Önceliğin adresi

Öncelikle bu başlığa beni sevk eden saiki zikretmek istiyorum. Üstad Bediüzzaman'ın talebelerinden biri, bir zaman hizmetten uzak kalır ve Üstadla tevafuken karşılaşırlar. Üstad ona şu mealde sözler söyler:

"Keçeli nerelerdesin, neden gözükmüyorsun"

O da; "Üstadım, hastam oldu, cenazem oldu vs." Üstad da, "Eğer, bu işleri önce bitirmeyi beklersen, değil düzelmek, daha kötüye gider. Fakat hizmeti öne alırsan, Allah onların hepsini düzeltir, önüne koyar" der.

Ben bunu önceleri bir teşvik ve hissî nasihat sanırdım ve Üstadın âyet ve hadise dayanmayan afakî bir şey söylemeyeceğini de düşünürdüm. Sonra araştırdım ve tevafuken bunun bazı âyet ve hadislere dayandığı gerçeğini gördüm. Şöyle ki:

1. Aslında din, borç demektir ve biz Cenab-ı Allah'a tâ elest bezminde kulluk edeceğimizi söz verip borçlanmışız. Zira, "din" ile "deyn" aynı kökten olup, Mecelle'de "El-va'dü keddeyn" maddesi vardır. Yani "Söz vermek borçlanmak gibidir".

Bizde bile borcunu ödemeyene ikinci bir borç verilir mi O halde her halükârda Üstadın dediği gibi önceki borcu, yani dinî sorumluluğu öne almak gerektir. Yani tabiri caiz ise bizim dinimiz ve Cenab-ı Allah (cc) ile ilgili faaliyetlerimizde de, bir nevi sosyal hayattaki kural ve kaideler geçerlidir.

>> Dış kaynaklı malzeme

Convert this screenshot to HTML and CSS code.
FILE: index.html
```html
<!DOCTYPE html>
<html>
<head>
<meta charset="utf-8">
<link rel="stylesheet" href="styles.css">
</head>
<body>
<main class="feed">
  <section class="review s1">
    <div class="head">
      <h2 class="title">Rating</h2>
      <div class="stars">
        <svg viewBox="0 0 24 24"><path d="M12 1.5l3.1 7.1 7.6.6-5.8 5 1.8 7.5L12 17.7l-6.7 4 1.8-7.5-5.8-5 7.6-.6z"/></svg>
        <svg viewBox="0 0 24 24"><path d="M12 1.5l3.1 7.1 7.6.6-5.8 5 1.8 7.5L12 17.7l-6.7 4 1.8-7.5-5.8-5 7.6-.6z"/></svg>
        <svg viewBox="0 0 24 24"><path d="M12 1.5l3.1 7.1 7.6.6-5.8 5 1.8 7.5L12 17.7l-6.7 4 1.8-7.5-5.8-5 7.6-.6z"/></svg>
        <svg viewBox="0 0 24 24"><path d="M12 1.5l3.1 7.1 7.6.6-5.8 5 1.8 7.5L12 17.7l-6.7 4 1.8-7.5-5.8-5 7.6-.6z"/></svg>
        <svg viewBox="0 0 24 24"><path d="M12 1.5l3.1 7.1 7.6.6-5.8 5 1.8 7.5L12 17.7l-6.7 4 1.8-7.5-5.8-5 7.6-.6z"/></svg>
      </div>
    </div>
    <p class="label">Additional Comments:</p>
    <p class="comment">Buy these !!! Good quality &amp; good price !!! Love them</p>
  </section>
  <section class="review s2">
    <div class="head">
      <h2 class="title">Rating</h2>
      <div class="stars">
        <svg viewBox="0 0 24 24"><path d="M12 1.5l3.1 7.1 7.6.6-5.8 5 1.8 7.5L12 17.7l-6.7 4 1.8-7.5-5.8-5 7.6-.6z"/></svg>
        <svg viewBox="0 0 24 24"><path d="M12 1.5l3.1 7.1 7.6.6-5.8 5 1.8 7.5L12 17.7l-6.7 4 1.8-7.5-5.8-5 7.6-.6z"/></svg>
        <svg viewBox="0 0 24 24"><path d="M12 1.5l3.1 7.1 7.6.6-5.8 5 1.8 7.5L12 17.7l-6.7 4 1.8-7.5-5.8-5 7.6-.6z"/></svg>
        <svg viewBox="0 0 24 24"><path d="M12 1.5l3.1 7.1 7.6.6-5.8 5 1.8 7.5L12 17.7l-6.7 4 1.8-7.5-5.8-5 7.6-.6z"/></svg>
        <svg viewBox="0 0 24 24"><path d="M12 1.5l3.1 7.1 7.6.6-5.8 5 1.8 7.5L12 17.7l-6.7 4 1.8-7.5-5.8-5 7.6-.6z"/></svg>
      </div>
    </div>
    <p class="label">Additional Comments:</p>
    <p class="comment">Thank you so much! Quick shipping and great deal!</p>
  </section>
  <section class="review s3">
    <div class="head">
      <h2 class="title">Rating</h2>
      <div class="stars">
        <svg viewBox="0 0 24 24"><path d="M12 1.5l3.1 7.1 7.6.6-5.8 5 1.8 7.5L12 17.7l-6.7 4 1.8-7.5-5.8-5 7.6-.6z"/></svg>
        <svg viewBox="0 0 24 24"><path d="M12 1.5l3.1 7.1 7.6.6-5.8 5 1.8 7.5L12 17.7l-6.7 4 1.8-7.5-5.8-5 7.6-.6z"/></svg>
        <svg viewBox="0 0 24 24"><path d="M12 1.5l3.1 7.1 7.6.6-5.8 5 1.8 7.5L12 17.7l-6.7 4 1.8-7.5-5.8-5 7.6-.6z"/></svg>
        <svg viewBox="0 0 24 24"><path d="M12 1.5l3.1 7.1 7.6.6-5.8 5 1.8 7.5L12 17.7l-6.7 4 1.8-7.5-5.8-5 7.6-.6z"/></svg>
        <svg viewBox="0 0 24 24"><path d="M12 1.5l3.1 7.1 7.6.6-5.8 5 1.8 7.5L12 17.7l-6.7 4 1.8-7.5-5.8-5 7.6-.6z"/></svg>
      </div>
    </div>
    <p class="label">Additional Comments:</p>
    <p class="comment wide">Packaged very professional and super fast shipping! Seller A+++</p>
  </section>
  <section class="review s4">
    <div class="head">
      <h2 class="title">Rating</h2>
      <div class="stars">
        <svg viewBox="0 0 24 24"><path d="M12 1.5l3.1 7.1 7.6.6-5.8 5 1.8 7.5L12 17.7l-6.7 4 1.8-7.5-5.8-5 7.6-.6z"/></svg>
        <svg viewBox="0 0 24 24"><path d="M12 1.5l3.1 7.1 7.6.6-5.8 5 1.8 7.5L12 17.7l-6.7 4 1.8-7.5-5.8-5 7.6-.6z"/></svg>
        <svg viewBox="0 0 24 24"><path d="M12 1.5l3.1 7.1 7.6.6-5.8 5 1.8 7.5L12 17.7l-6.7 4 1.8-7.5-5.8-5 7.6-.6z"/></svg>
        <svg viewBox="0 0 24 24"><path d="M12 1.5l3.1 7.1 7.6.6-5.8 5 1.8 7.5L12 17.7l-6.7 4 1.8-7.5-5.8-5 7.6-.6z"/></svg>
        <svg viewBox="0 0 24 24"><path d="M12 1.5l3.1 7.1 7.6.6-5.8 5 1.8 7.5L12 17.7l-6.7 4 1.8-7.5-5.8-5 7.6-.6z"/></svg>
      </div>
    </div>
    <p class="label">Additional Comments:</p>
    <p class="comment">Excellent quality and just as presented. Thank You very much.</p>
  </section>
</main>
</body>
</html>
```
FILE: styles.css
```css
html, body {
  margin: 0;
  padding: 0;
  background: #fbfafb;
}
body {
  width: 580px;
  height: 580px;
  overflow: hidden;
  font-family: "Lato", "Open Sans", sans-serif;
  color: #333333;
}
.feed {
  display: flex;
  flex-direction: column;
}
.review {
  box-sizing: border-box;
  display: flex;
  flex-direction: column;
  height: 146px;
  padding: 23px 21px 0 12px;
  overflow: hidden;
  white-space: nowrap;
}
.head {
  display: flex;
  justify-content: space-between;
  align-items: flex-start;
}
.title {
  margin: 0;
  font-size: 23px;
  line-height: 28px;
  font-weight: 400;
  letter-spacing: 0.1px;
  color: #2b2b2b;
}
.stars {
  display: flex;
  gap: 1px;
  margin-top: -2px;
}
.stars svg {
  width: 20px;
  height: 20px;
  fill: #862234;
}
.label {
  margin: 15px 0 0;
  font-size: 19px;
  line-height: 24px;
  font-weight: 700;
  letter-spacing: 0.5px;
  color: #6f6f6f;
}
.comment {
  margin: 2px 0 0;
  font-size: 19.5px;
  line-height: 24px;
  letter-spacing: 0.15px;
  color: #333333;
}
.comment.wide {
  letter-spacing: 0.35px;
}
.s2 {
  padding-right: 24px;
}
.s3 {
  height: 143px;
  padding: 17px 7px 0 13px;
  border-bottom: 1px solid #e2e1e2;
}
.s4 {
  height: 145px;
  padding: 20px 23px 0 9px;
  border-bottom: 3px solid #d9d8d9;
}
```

2. Kur'ân-ı Kerim'de "Siz ahiret yurdu için çalışınız, dünyadan da nasibinizi unutmayınız" (Kasas: 77) diye dini veya ahireti önceleyerek verilen emirler vardır ve "kasas" kıssalar ve kıssalardan hisseler demektir. Hatta Kur'ân-ı Kerim'in hakikî tefsiri olarak hadis-i şerifte ise mesele daha da netlik ve açıklık kazanarak, meâlen: "Kim ki, ahireti öne alıp, dünyayı arkaya bırakırsa (yani ayete uyarsa) Allah (cc) onun bütün işlerini kolaylaştırıp, derler, toplar, önüne koyar. Kim ki aksini yapıp, dünyayı öncelerse Allah onun bütün işlerini darmadağın eder, bir türlü toparlayamaz" buyuruluyor.